Ghost hunting would not become a mainstream hobby until the 1970's with the founding of the Chicago area Ghost Trackers Club (which became the Ghost Research Society in 1981). Today there are over 300 separate ghost hunting organizations throughout American and England and the list is growing.

The three forms of ghost hunting include: the first uses psychic methods to make contacts. Sensitive's walk through a home and make communication with the ghost or go into a trance. Others may use Ouija boards or other channelling tools to make contact.

The second type of ghost hunter uses something known as 'ghost buster' tools. These can consist of infrared cameras, tape recorders and energy measurement tools like the electromagnetic field meter. Pictures of orbs, ectoplasm and spirits represent their proof.

The third type of ghost hunting uses the scientific method. They gather all data and evidence of a haunting and search for normal, natural scientific explanations. If they can find none, then these investigators look to the paranormal for answers.
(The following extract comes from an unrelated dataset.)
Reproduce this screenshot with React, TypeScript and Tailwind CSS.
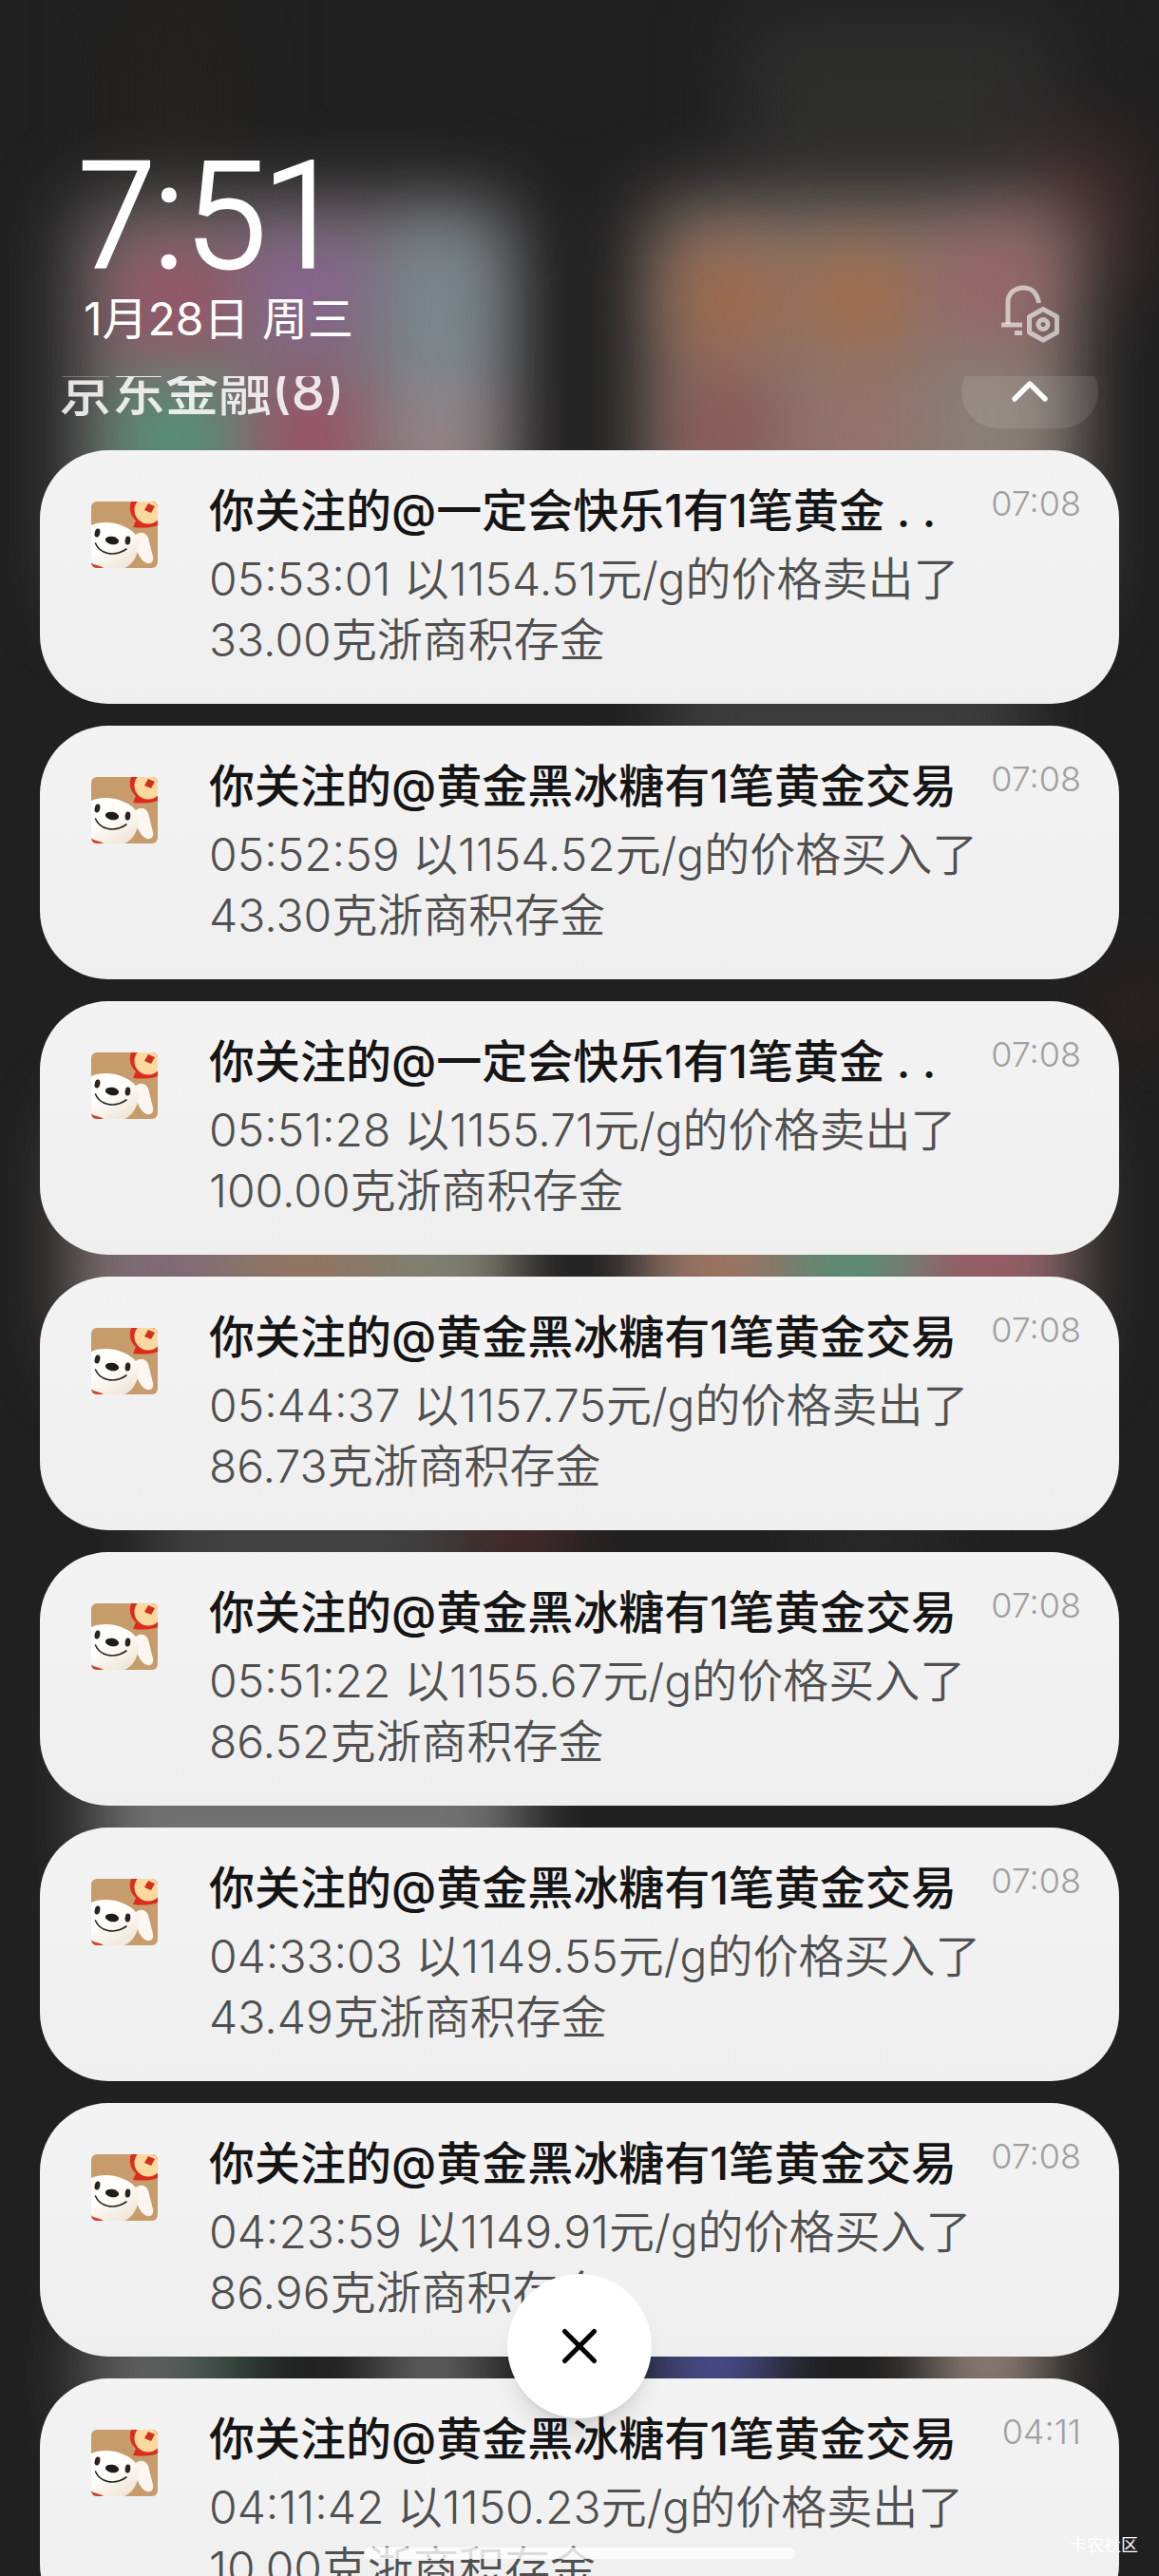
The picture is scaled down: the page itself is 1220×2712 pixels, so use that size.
import { ChevronUp, X } from "lucide-react";

type Notification = {
  title: string;
  body: string;
  time: string;
};

const notifications: Notification[] = [
  {
    title: "你关注的@一定会快乐1有1笔黄金 . .",
    body: "05:53:01 以1154.51元/g的价格卖出了33.00克浙商积存金",
    time: "07:08",
  },
  {
    title: "你关注的@黄金黑冰糖有1笔黄金交易",
    body: "05:52:59 以1154.52元/g的价格买入了43.30克浙商积存金",
    time: "07:08",
  },
  {
    title: "你关注的@一定会快乐1有1笔黄金 . .",
    body: "05:51:28 以1155.71元/g的价格卖出了100.00克浙商积存金",
    time: "07:08",
  },
  {
    title: "你关注的@黄金黑冰糖有1笔黄金交易",
    body: "05:44:37 以1157.75元/g的价格卖出了86.73克浙商积存金",
    time: "07:08",
  },
  {
    title: "你关注的@黄金黑冰糖有1笔黄金交易",
    body: "05:51:22 以1155.67元/g的价格买入了86.52克浙商积存金",
    time: "07:08",
  },
  {
    title: "你关注的@黄金黑冰糖有1笔黄金交易",
    body: "04:33:03 以1149.55元/g的价格买入了43.49克浙商积存金",
    time: "07:08",
  },
  {
    title: "你关注的@黄金黑冰糖有1笔黄金交易",
    body: "04:23:59 以1149.91元/g的价格买入了86.96克浙商积存金",
    time: "07:08",
  },
  {
    title: "你关注的@黄金黑冰糖有1笔黄金交易",
    body: "04:11:42 以1150.23元/g的价格卖出了10.00克浙商积存金",
    time: "04:11",
  },
];

// Blurred home screen behind the shade
const Wallpaper = () => (
  <svg
    className="absolute inset-0 h-full w-full"
    viewBox="0 0 1220 2712"
    preserveAspectRatio="none"
    aria-hidden="true"
  >
    <defs>
      <filter id="soft" x="-50%" y="-50%" width="200%" height="200%" colorInterpolationFilters="sRGB">
        <feGaussianBlur stdDeviation="36" />
      </filter>
      <filter id="softer" x="-50%" y="-50%" width="200%" height="200%" colorInterpolationFilters="sRGB">
        <feGaussianBlur stdDeviation="42" />
      </filter>
    </defs>
    <rect width="1220" height="2712" fill="#202020" />
    <g filter="url(#softer)">
      <rect x="780" y="20" width="330" height="170" fill="#2e2e2d" />
      <rect x="130" y="0" width="110" height="200" fill="#242320" />
      <rect x="1080" y="150" width="110" height="150" fill="#452c2d" />
      <rect x="85" y="215" width="450" height="420" fill="#777272" />
      <rect x="685" y="215" width="445" height="420" fill="#857872" />
      <rect x="85" y="1180" width="450" height="250" fill="#847a72" />
      <rect x="685" y="1180" width="440" height="250" fill="#847672" />
    </g>
    <g filter="url(#soft)" opacity="0.8">
      <rect x="125" y="260" width="120" height="110" fill="#a04c64" />
      <rect x="270" y="250" width="110" height="110" fill="#8d5f98" />
      <rect x="410" y="240" width="110" height="180" fill="#7b8e96" />
      <rect x="125" y="410" width="120" height="110" fill="#4b9a78" />
      <rect x="270" y="400" width="110" height="120" fill="#a44a66" />
      <rect x="410" y="410" width="110" height="110" fill="#9d8a8e" />
      <rect x="710" y="260" width="110" height="110" fill="#a5643f" />
      <rect x="850" y="260" width="110" height="110" fill="#a9693f" />
      <rect x="990" y="240" width="110" height="120" fill="#9c5f66" />
      <rect x="710" y="395" width="110" height="120" fill="#8b5050" />
      <rect x="850" y="400" width="110" height="120" fill="#9c716b" />
      <rect x="990" y="380" width="110" height="140" fill="#8c8379" />
      <rect x="700" y="700" width="380" height="110" fill="#484848" />
      <rect x="110" y="1240" width="130" height="180" fill="#7e6676" />
      <rect x="250" y="1240" width="140" height="180" fill="#937560" />
      <rect x="410" y="1240" width="100" height="180" fill="#7c8270" />
      <rect x="700" y="1240" width="110" height="180" fill="#a4735b" />
      <rect x="840" y="1240" width="110" height="180" fill="#4f9274" />
      <rect x="985" y="1240" width="110" height="180" fill="#9c5260" />
      <rect x="160" y="1580" width="320" height="90" fill="#555" />
      <rect x="490" y="1590" width="110" height="60" fill="#6a3636" />
      <rect x="840" y="1590" width="150" height="60" fill="#303030" />
      <rect x="100" y="1810" width="450" height="190" fill="#858585" />
      <rect x="1170" y="1030" width="50" height="70" fill="#3c2424" />
      <rect x="90" y="2430" width="120" height="130" fill="#747474" />
      <rect x="210" y="2430" width="60" height="130" fill="#3a5a4c" />
      <rect x="400" y="2430" width="110" height="130" fill="#727272" />
      <rect x="690" y="2420" width="120" height="130" fill="#555bac" />
      <rect x="980" y="2420" width="120" height="130" fill="#b09c90" />
    </g>
  </svg>
);

const BellSettingsIcon = () => (
  <svg
    className="h-[62px] w-16"
    viewBox="0 0 64 62"
    fill="none"
    stroke="currentColor"
    strokeWidth="5"
    strokeLinejoin="round"
    aria-hidden="true"
  >
    <path d="M2 42H24M16 50.500H24" />
    <path d="M9 41V18.500C9 9 16 3 25.500 3C34 3 40 9 41.500 19" />
    <path d="M46 25.500L60.500 33.500V50L46 58L31.500 50V33.500Z" />
    <circle cx="46" cy="41.500" r="5" />
  </svg>
);

const AppIcon = () => (
  <svg
    className="mt-[22px] h-[70px] w-[70px] shrink-0 rounded-md"
    viewBox="0 0 70 70"
    aria-hidden="true"
  >
    <defs>
      <linearGradient id="fur" x1="0" y1="0" x2="0.6" y2="1">
        <stop offset="0.5" stopColor="#fffefb" />
        <stop offset="1" stopColor="#f0e7da" />
      </linearGradient>
    </defs>
    <rect width="70" height="70" fill="#c79c6c" />
    <path d="M42 0C39 8 42 16 47 20L44 27C53 28 62 28 70 25V0Z" fill="#dd2c1c" />
    <circle cx="60" cy="9" r="14.500" fill="#fbd9a0" />
    <path d="M60 2L67 5L63 12L56 9Z" fill="#d2301c" />
    <path
      d="M47 35C52 31 58 33 60 38L65 58C66 63 63 66 59 65C52 63 49 54 46 46Z"
      fill="#fbf7f0"
    />
    <path
      d="M0 25C8 21 24 21 34 26C46 31 52 39 50 48C48 60 42 67 35 70H6L0 64Z"
      fill="url(#fur)"
    />
    <path d="M0 65C4 67 9 67 13 70H0Z" fill="#d4402c" />
    <ellipse cx="6.500" cy="33" rx="2.800" ry="4.600" transform="rotate(12 6.500 33)" fill="#2b2320" />
    <ellipse cx="38.500" cy="41" rx="2.800" ry="4.600" transform="rotate(6 38.500 41)" fill="#2b2320" />
    <ellipse cx="22" cy="41" rx="7.200" ry="4.200" transform="rotate(10 22 41)" fill="#211b19" />
    <path
      d="M4.500 44C9 55 24 59 37 50"
      fill="none"
      stroke="#2b2320"
      strokeWidth="1.600"
      strokeLinecap="round"
    />
  </svg>
);

const NotificationCard = ({ title, body, time }: Notification) => (
  <li className="flex shrink-0 gap-[54px] rounded-[72px] bg-linear-to-b from-[#f3f3f3] to-[#efefef] pt-8 pr-10 pb-[35px] pl-[54px]">
    <AppIcon />
    <div className="min-w-0 flex-1">
      <div className="flex items-start justify-between">
        <h2 className="text-[48px] leading-[64px] font-medium whitespace-nowrap text-[#151515]">
          {title}
        </h2>
        <time className="text-[36px] leading-[48px] font-light text-[#a0a0a0]">
          {time}
        </time>
      </div>
      <p className="mt-2 pr-[72px] text-[48px] leading-[64px] font-[350] text-[#505050]">
        {body}
      </p>
    </div>
  </li>
);

export default function App() {
  return (
    <div className="relative flex h-screen flex-col overflow-hidden bg-[#202020] font-[Inter,'Noto_Sans_CJK_SC',sans-serif]">
      <Wallpaper />

      <header className="relative flex items-end justify-between pt-[150px] pr-[104px] pb-[30px] pl-[84px] text-white">
        <div>
          <h1 className="font-[Roboto] text-[156px] leading-[156px] font-light [-webkit-text-stroke:3px_white] [font-feature-settings:'pnum']">
            7:51
          </h1>
          <p className="pl-1 text-[48px] leading-[60px]">1月28日 周三</p>
        </div>
        <button type="button" aria-label="通知设置" className="mb-1 text-white/60">
          <BellSettingsIcon />
        </button>
      </header>

      <main className="relative flex min-h-0 flex-1 flex-col overflow-hidden px-[42px]">
        {/* group header is scrolled halfway under the clock */}
        <div className="-mt-[23px] flex h-[78px] shrink-0 items-center justify-between pr-[22px] pl-5">
          <h2 className="text-[56px] leading-[78px] font-medium text-white/85">京东金融(8)</h2>
          <button
            type="button"
            aria-label="收起"
            className="flex h-[78px] w-36 items-center justify-center rounded-full bg-white/10 text-white"
          >
            <ChevronUp className="h-16 w-16" strokeWidth={2} />
          </button>
        </div>
        <ul className="mt-[23px] flex flex-col gap-[23px]">
          {notifications.map((item, index) => (
            <NotificationCard key={index} {...item} />
          ))}
        </ul>
      </main>

      <button
        type="button"
        aria-label="清除全部"
        className="absolute bottom-[166px] left-1/2 flex h-[152px] w-[152px] -translate-x-1/2 items-center justify-center rounded-full bg-white text-black shadow-xl"
      >
        <X className="h-[62px] w-[62px]" strokeWidth={2} />
      </button>
      <div className="absolute bottom-[18px] left-1/2 h-3 w-[454px] -translate-x-1/2 rounded-full bg-white/80" />
      <span className="absolute right-[22px] bottom-5 text-[18px] leading-6 text-white">
        卡农社区
      </span>
    </div>
  );
}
In my years of ghost hunting, I have photographed orbs but not much else. Some spirits appear to others that have no interest in ghosts while others, like me, have a strong desire to meet and greet a ghost, have a hard time seeing them. One theory on seeing ghosts is that you can see them every day and not even know it. For instance, if you walk downtown Toronto, you see thousands of people daily. Are all those thousands of people really from this realm or are some spirits trapped in this world who can't continue to the next?